Exercise:
In the listing below, how many lines contain the word "this"? Please respond with the number only.

Working data:

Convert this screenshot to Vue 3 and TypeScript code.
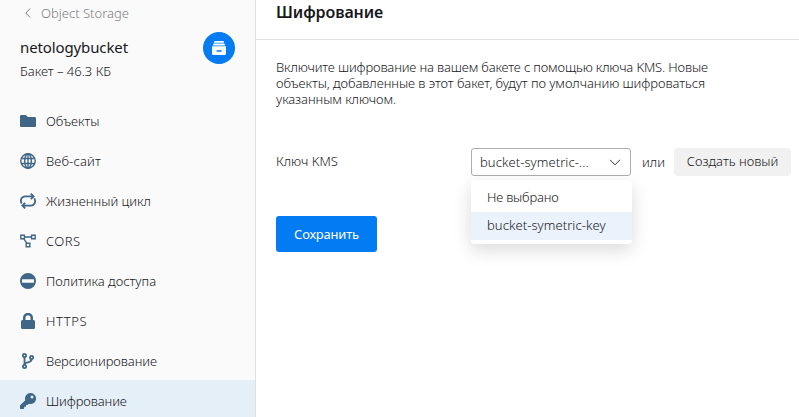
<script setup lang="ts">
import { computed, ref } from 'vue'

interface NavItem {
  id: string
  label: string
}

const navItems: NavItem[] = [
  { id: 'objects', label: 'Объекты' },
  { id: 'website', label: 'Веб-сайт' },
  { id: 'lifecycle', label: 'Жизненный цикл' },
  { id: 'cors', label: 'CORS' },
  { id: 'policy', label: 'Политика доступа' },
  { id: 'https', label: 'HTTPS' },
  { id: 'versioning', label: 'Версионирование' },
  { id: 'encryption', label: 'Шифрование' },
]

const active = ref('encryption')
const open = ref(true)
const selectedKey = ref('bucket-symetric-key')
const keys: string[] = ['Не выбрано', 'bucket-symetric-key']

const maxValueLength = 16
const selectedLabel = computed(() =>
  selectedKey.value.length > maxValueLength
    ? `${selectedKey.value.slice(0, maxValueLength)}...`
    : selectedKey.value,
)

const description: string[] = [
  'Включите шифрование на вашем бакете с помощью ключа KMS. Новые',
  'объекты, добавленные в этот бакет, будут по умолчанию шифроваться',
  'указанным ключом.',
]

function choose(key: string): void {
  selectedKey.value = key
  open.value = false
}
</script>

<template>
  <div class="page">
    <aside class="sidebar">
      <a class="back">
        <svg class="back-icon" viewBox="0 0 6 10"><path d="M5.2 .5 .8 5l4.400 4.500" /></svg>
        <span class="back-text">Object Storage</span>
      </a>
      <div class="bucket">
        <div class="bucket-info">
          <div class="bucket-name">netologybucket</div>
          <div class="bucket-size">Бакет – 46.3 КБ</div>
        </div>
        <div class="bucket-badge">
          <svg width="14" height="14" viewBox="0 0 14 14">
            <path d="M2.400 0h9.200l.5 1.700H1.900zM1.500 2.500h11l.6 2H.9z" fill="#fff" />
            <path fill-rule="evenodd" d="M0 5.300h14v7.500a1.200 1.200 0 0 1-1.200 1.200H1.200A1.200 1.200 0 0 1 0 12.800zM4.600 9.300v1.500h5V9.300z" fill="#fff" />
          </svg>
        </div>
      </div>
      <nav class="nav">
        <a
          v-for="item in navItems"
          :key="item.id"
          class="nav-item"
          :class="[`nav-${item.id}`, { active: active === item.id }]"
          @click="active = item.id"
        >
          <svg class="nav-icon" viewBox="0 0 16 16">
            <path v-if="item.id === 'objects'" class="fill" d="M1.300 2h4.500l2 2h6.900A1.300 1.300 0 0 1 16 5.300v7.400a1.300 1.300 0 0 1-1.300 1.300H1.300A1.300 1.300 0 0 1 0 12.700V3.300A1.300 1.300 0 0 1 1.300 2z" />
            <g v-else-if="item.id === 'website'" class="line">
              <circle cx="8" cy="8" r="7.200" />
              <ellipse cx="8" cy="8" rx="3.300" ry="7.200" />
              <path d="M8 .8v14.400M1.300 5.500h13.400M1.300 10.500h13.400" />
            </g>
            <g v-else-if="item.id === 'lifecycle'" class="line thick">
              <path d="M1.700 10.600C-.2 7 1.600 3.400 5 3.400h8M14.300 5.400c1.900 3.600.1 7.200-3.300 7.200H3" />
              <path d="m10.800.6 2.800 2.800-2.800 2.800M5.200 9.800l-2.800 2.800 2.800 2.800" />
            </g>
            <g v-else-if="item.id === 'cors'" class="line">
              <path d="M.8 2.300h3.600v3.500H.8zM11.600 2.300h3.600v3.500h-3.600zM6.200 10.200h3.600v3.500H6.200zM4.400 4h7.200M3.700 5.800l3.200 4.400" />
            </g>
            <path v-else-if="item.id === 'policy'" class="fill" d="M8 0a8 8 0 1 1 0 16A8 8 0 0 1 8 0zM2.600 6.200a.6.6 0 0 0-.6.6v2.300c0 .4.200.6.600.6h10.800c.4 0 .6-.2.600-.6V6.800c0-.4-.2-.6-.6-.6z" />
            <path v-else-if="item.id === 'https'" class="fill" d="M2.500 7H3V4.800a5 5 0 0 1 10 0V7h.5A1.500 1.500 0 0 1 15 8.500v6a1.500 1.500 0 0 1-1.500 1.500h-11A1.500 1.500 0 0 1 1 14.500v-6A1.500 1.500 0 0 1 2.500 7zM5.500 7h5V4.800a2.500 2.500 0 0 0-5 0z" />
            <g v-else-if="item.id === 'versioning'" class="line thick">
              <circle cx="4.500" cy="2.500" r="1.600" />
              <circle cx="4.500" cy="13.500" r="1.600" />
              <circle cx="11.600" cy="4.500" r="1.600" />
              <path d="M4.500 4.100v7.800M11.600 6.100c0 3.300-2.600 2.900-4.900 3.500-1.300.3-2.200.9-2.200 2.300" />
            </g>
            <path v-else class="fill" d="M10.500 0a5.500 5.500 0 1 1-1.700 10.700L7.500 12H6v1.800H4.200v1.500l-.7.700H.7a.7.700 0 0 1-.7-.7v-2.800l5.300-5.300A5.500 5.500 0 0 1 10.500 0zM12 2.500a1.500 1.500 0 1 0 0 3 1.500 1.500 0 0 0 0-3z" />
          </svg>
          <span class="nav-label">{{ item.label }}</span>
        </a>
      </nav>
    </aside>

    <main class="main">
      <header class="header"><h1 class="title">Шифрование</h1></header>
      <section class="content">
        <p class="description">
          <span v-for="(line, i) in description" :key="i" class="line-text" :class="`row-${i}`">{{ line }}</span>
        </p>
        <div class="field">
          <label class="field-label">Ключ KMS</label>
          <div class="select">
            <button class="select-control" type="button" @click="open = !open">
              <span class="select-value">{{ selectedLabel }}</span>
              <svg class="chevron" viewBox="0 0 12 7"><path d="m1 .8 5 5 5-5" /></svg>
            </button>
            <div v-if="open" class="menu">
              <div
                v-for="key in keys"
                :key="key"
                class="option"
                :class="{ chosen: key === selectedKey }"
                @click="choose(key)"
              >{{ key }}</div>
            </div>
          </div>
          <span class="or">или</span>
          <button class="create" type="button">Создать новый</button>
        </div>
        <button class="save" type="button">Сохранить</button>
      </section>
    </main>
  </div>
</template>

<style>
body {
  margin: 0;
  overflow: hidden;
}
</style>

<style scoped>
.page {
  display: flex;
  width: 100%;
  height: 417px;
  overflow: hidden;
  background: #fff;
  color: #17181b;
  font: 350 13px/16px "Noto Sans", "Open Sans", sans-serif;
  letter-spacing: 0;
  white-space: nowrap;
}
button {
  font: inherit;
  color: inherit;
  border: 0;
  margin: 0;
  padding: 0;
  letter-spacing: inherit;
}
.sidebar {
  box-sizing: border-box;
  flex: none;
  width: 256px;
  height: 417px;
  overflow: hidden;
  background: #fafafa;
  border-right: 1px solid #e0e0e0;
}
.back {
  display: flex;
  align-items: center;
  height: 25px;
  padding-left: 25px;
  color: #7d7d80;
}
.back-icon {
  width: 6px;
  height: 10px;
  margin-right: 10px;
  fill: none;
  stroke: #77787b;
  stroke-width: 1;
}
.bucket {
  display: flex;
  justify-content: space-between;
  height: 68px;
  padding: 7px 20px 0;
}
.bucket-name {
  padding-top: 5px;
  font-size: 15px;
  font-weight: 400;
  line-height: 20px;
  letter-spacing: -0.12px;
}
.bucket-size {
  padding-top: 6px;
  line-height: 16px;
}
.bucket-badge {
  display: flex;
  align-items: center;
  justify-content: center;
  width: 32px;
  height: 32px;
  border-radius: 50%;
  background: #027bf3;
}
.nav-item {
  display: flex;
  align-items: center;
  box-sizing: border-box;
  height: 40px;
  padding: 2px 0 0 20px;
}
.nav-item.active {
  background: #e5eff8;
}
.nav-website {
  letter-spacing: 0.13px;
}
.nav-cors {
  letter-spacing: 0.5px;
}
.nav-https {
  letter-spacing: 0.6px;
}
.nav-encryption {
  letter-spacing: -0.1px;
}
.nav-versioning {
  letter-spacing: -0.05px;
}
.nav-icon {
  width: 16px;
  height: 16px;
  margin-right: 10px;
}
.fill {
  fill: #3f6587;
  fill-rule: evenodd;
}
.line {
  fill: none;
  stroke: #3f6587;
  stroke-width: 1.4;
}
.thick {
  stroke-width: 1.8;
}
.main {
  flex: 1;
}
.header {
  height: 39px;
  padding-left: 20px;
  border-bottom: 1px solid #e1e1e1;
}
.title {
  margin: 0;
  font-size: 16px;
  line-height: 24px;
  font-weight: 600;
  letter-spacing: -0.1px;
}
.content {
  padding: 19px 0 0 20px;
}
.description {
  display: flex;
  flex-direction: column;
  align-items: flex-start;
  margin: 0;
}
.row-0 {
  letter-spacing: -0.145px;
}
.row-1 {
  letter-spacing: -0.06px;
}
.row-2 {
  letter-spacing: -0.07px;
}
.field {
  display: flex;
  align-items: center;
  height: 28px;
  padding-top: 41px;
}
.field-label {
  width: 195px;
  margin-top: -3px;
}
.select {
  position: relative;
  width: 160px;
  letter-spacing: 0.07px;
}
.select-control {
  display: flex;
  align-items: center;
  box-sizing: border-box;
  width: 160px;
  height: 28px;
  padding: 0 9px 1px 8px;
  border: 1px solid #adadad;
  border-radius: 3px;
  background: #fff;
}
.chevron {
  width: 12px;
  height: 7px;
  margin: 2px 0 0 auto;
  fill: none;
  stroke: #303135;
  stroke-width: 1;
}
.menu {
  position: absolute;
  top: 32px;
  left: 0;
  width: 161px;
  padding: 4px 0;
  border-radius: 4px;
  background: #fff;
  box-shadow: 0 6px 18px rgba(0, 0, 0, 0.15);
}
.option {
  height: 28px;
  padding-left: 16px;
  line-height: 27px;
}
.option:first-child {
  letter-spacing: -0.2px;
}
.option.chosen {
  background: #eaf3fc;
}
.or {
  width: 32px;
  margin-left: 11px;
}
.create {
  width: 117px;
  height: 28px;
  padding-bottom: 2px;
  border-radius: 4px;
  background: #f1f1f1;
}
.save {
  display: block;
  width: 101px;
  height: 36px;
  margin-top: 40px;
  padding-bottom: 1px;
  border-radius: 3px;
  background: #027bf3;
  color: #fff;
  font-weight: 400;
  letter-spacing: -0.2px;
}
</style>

...

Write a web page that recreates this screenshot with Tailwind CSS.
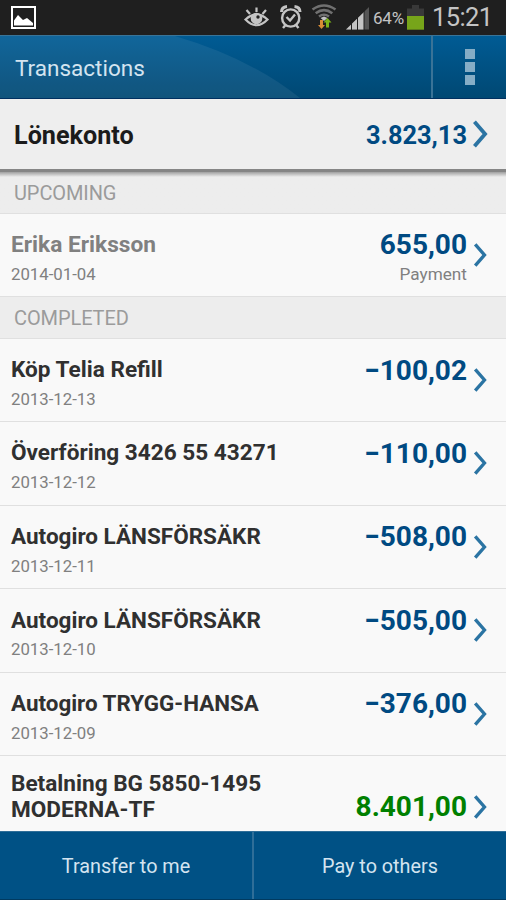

Finished task:
2